Modern uygarlığın görkemli şehirlerini kuranlar gibi, Şam'ı kurduğu iddia edilen İbrahim de insan yüzlü değildi. Çünkü şehrin ilk kralı olarak isimlendirilen birinin insan yüzlü olmaması gerekiyordu.
Yürüdükleri yerlerde hâlâ kan izleri var
Günümüzde hiç baskı, zulüm ve acı yaşamamış politikacıların, şairlerin, tasarımcıların, müzisyenlerin veya sanatçıların diğer, azınlık, kültürlerin estetik uygulamalarından ilham alarak siyasi ve estetik ajandalar kurmalarına tanıklık ediyoruz.
Ezilen azınlık kültürlerinin acılarının sorgulanabilir uyarlamalarına dayanan siyasi ya da estetik tutum bir kültürel yamyamlığa işaret ediyor.
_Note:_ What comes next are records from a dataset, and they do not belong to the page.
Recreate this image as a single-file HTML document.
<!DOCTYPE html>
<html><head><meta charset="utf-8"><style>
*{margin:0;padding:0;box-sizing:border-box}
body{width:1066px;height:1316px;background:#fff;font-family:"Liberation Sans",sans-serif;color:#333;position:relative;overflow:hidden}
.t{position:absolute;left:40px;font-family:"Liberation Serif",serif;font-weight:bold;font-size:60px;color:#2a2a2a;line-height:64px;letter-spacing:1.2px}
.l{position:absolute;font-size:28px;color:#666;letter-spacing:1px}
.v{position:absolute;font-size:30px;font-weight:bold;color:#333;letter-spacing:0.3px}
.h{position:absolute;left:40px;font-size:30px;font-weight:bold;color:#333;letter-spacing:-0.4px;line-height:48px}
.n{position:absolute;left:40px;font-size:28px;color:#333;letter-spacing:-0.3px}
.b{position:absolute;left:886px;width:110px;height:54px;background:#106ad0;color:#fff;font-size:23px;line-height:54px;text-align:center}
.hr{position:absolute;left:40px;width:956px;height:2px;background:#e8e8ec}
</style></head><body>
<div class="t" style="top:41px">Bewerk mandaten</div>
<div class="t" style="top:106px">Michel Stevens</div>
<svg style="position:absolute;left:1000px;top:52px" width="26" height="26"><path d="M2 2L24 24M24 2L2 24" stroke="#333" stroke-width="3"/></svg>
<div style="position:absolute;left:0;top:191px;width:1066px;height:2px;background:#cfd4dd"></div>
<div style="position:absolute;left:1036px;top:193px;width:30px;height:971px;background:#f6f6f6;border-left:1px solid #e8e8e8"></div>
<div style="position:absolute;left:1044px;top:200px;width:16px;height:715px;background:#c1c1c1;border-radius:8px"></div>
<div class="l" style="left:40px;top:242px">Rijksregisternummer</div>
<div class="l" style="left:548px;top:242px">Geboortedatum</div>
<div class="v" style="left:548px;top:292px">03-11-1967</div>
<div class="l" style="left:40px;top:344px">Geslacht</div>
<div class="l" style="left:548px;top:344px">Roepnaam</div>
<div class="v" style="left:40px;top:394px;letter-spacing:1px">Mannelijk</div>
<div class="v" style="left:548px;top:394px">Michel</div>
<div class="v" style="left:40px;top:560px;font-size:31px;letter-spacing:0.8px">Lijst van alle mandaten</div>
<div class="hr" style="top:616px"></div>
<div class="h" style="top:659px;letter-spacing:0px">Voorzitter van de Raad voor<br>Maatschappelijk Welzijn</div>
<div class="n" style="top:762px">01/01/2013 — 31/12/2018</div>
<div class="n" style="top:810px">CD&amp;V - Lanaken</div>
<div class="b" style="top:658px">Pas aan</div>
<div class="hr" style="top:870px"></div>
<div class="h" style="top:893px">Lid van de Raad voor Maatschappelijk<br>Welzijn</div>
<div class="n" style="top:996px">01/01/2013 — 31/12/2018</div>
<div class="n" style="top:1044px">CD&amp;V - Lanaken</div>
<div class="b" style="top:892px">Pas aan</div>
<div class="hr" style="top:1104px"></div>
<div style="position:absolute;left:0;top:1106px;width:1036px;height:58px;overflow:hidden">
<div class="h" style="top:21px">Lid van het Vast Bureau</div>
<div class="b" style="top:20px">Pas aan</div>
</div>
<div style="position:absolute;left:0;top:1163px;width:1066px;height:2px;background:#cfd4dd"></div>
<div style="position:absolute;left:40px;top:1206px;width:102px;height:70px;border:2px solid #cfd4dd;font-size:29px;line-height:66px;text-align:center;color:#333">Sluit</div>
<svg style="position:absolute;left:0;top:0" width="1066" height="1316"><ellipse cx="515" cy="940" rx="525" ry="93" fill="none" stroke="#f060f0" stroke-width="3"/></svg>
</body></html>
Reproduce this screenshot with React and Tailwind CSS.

Bu durum Alman yazar Thomas Mann'ın biblik (İncil'e dair) bir anlatı olan "Joseph ve Kardeşleri"ni pişkinlikle yazmasına benziyor.
Yusuf'un hikayesini anlatır gibi görünse de T. Mann'ın romanı aslında bir Orta Asya ontolojosi kurgusudur. Nazi zulmünün çığırından çıktığı günlerde İsrail oğullarının en güzeli üzerine yazılan bu roman ahlaki bir çelişki de ortaya koyuyor.
Boxer İsyanı'nın sömürge güçleri tarafından acımasızca bastırılmasından birkaç yıl sonra, Gustav Mahler'in bestelemesine izin verildi mi? Onun hakkında yazmasına izin verildi mi?
Thomas Mann şimdi yaşasaydı bugün "Joseph ve Kardeşleri" yazmasına artık izin verilmezdi.
Adonis'in yeryüzüne dönüşü ilk baharın gelişi olarak kutlanır.
Sümer'lerin Tammuz'u, Hitit'lerin Telepinu'su gibi mevsimsel döngüyü simgeleyen tüm mitik kişilikler Adonis ile birlikte dirildiler.
Ama dünyada yürüdükleri yerlerde hâlâ kan izleri var.